16. Take Risks, Especially When Young
The best bets are often uncertain ones. Take risks while you can afford them — and young people usually can. Even failed projects will take you places others haven’t gone.
17. Use Your Advantages at Every Stage
Youth brings time, energy, and naivety — use it to try bold things. Age brings wisdom and connections — use those too. Great work often happens when you combine both.
Pay attention to the things that feel “off” when you’re learning something new. That’s often where breakthroughs lie.
18. Unlearn Bad Habits
Schools teach passivity and test-hacking, not real discovery. Life isn’t about solving pre-written problems. You’ll need to figure out the questions yourself — and be okay with not knowing the answers.
Don’t wait for someone to hand you your “big break.” Great work doesn’t come from gatekeepers. It comes from doing the work.
19. Copy to Learn, Then Remix
Imitate others to understand how great work is made — but don’t stay there. Add something new. Even your early "derivative" work will evolve into your own style.
Steal ideas across fields. Some of the best insights come from combining distant concepts.
20. Surround Yourself With Great People
The right peers raise your game. Great work happens in clusters. Choose colleagues who push you, who surprise you, who make you better.
And when possible, go where the best people are. It expands your ambition — and shows you that top people are just people, too.
21. Protect Your Morale
Your mindset is fuel. Morale drives work, and good work feeds morale. Be around people who lift you up. Limit those who drain you. Take care of your body — it’s where your mind lives.

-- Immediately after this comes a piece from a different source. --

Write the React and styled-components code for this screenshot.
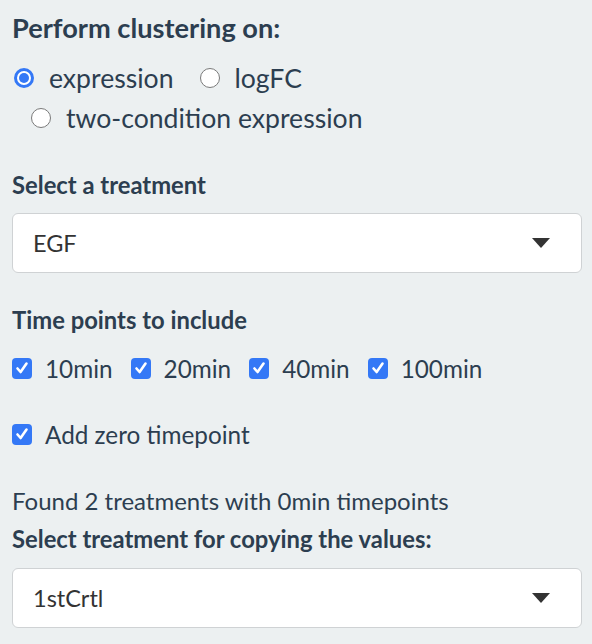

If you're stuck, do something easier to rebuild momentum. And don’t let a setback make you throw away the whole plan. Recover, course-correct, and keep going.

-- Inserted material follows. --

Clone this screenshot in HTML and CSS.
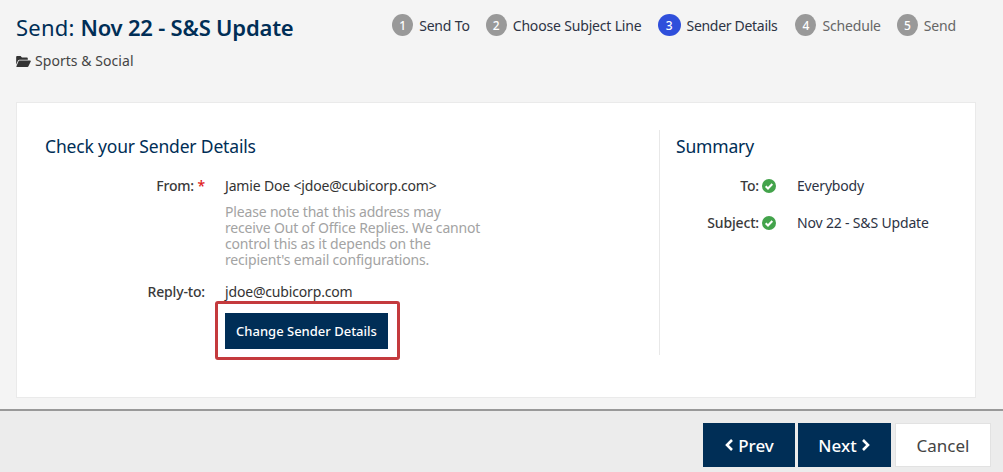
FILE: index.html
```html
<!DOCTYPE html>
<html lang="en">
<head>
<meta charset="utf-8">
<title>Send: Nov 22 - S&amp;S Update</title>
<link rel="stylesheet" href="styles.css">
</head>
<body>
<header class="top">
  <div class="heading">
    <h1 class="title">Send: <strong>Nov 22 - S&amp;S Update</strong></h1>
    <div class="folder">
      <svg class="folder-icon" viewBox="0 0 16 12"><path d="M0 1.2C0 .5.5 0 1.2 0h3.6l1.500 1.500h5.200c.7 0 1.200.5 1.200 1.200V4H3.600C2.900 4 2.300 4.400 2 5L0 9.500z"/><path d="M3.400 5h11.800c.6 0 1 .6.7 1.100l-2.500 5.200c-.2.4-.6.7-1.100.7H.9c-.5 0-.8-.5-.6-.9l2.300-5.500c.1-.4.4-.6.800-.6z"/></svg>
      <span>Sports &amp; Social</span>
    </div>
  </div>
  <ol class="steps">
    <li class="step"><span class="num">1</span>Send To</li>
    <li class="step"><span class="num">2</span>Choose Subject Line</li>
    <li class="step active"><span class="num current">3</span>Sender Details</li>
    <li class="step later"><span class="num">4</span>Schedule</li>
    <li class="step later"><span class="num">5</span>Send</li>
  </ol>
</header>

<main class="card">
  <section class="details">
    <h2 class="section-title">Check your Sender Details</h2>
    <div class="row from-row">
      <div class="label">From: <span class="req">*</span></div>
      <div class="value">Jamie Doe &lt;jdoe@cubicorp.com&gt;
        <p class="note">Please note that this address may receive Out of Office Replies. We cannot control this as it depends on the recipient's email configurations.</p>
      </div>
    </div>
    <div class="row">
      <div class="label">Reply-to:</div>
      <div class="value">jdoe@cubicorp.com
        <div class="highlight"><button class="btn change">Change Sender Details</button></div>
      </div>
    </div>
  </section>
  <aside class="summary">
    <h2 class="section-title">Summary</h2>
    <div class="sum-row">
      <div class="sum-label">To: <svg class="check" viewBox="0 0 14 14"><circle cx="7" cy="7" r="7"/><path d="M3.700 7.200l2.300 2.300 4.300-4.500"/></svg></div>
      <div class="sum-value">Everybody</div>
    </div>
    <div class="sum-row">
      <div class="sum-label">Subject: <svg class="check" viewBox="0 0 14 14"><circle cx="7" cy="7" r="7"/><path d="M3.700 7.200l2.300 2.300 4.300-4.500"/></svg></div>
      <div class="sum-value">Nov 22 - S&amp;S Update</div>
    </div>
  </aside>
</main>

<footer class="actions">
  <button class="btn nav prev"><svg class="chev" viewBox="0 0 10 14"><path d="M8 2L3 7l5 5"/></svg>Prev</button>
  <button class="btn nav next">Next<svg class="chev" viewBox="0 0 10 14"><path d="M2 2l5 5-5 5"/></svg></button>
  <button class="cancel">Cancel</button>
</footer>
</body>
</html>
```
FILE: styles.css
```css
* { box-sizing: border-box; }
html, body { height: 100%; }
body {
  margin: 0;
  background: #f4f4f4;
  color: #333;
  font-family: "Noto Sans", "Open Sans", sans-serif;
  font-size: 14px;
  letter-spacing: -0.17px;
  display: flex;
  flex-direction: column;
  overflow: hidden;
}
.top {
  display: flex;
  justify-content: space-between;
  align-items: flex-start;
  height: 102px;
  padding: 12px 47px 0 16px;
}
.title {
  margin: 0;
  font-size: 22px;
  line-height: 30px;
  font-weight: 400;
  letter-spacing: 0.2px;
  color: #002e56;
  white-space: nowrap;
}
.title strong { font-weight: 600; letter-spacing: -0.2px; }
.folder {
  display: flex;
  align-items: center;
  gap: 4px;
  margin-top: 9px;
  line-height: 20px;
  color: #444;
  font-size: 14px;
  letter-spacing: 0.05px;
}
.folder-icon { width: 15px; height: 11px; fill: #333; }
.steps {
  display: flex;
  gap: 16px;
  margin: 2px 0 0;
  padding: 0;
  list-style: none;
}
.step {
  display: flex;
  align-items: center;
  gap: 6px;
  height: 22px;
  font-size: 14px;
  color: #2d3344;
  white-space: nowrap;
}
.step.active { letter-spacing: -0.3px; margin-right: 2px; }
.step.later { color: #666; }
.num {
  display: flex;
  align-items: center;
  justify-content: center;
  width: 21px;
  height: 22px;
  border-radius: 50%;
  background: #999;
  color: #fff;
  font-size: 12px;
  font-weight: 500;
}
.num.current { background: #2f4fdb; width: 23px; }
.card {
  display: flex;
  height: 296px;
  margin: 0 27px 0 16px;
  background: #fff;
  border: 1px solid #eaeaea;
  padding-top: 27px;
}
.details {
  width: 643px;
  height: 225px;
  padding-left: 28px;
  border-right: 1px solid #e8e8e8;
}
.summary { flex: 1; padding-left: 16px; }
.section-title {
  margin: 0;
  padding-top: 3px;
  font-size: 17.5px;
  line-height: 26px;
  font-weight: 400;
  color: #002e56;
}
.row { display: flex; font-size: 14px; line-height: 16px; }
.from-row { margin-top: 19px; }
.label {
  width: 160px;
  flex: none;
  text-align: right;
  font-weight: 500;
  color: #3a3a3a;
  white-space: nowrap;
}
.req { color: #e02020; }
.value { margin-left: 20px; color: #333; white-space: nowrap; }
.note {
  margin: 10px 0 16px;
  width: 262px;
  white-space: normal;
  color: #a3a3a3;
}
.highlight {
  display: flex;
  width: 185px;
  height: 59px;
  margin: 1px 0 0 -10px;
  padding: 9px 7px;
  border: 3px solid #c43a3d;
  border-radius: 3px;
  background: #fff;
}
.btn {
  border: 0;
  background: #002e56;
  color: #fff;
  font-family: inherit;
  font-weight: 500;
}
.change {
  width: 163px;
  height: 36px;
  padding: 0;
  font-size: 13px;
  white-space: nowrap;
}
.sum-row {
  display: flex;
  line-height: 16px;
  font-size: 14px;
  margin-top: 21px;
}
.summary .sum-row:first-of-type { margin-top: 19px; }
.sum-label {
  display: flex;
  align-items: center;
  justify-content: flex-end;
  gap: 3px;
  width: 100px;
  font-weight: 500;
  color: #3a3a3a;
  white-space: nowrap;
}
.check { width: 14px; height: 14px; }
.check circle { fill: #43a34b; }
.check path { fill: none; stroke: #fff; stroke-width: 2; }
.sum-value { margin-left: 21px; color: #2d3344; white-space: nowrap; }
.actions {
  flex: 1;
  display: flex;
  justify-content: flex-end;
  gap: 3px;
  margin-top: 11px;
  padding: 12px 12px 0 0;
  background: #ececec;
  border-top: 2px solid #999;
}
.nav {
  display: flex;
  align-items: center;
  justify-content: center;
  gap: 4px;
  width: 92px;
  height: 44px;
  padding: 0;
  font-size: 17px;
  letter-spacing: 0;
}
.next { width: 93px; }
.chev { width: 10px; height: 14px; fill: none; stroke: #fff; stroke-width: 2.600; }
.cancel {
  width: 96px;
  height: 44px;
  margin-left: 1px;
  background: #fff;
  border: 1px solid #e2e2e2;
  color: #444;
  font-family: inherit;
  font-size: 17px;
  letter-spacing: 0;
  padding: 0;
}
```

22. Build for a Real Audience
Your audience doesn’t have to be big — just real. Even a few people who truly value your work can keep you going.
If you’re creating for others, start by making something you want. If it excites you, chances are it will resonate with others too.
23. Tune Out the Noise
Don’t chase prestige or status. Don’t follow trends or copy what’s “hot.” Your curiosity knows better. Listen to it.
In Summary:
To do great work, you need ability, interest, effort, and a bit of luck. If you're reading this, you probably already have the first three. The rest is a matter of finding your fit — and giving yourself permission to go for it.
Great discoveries are out there. They don’t care who makes them. Why not you?
Powerful suggestions for doing great work.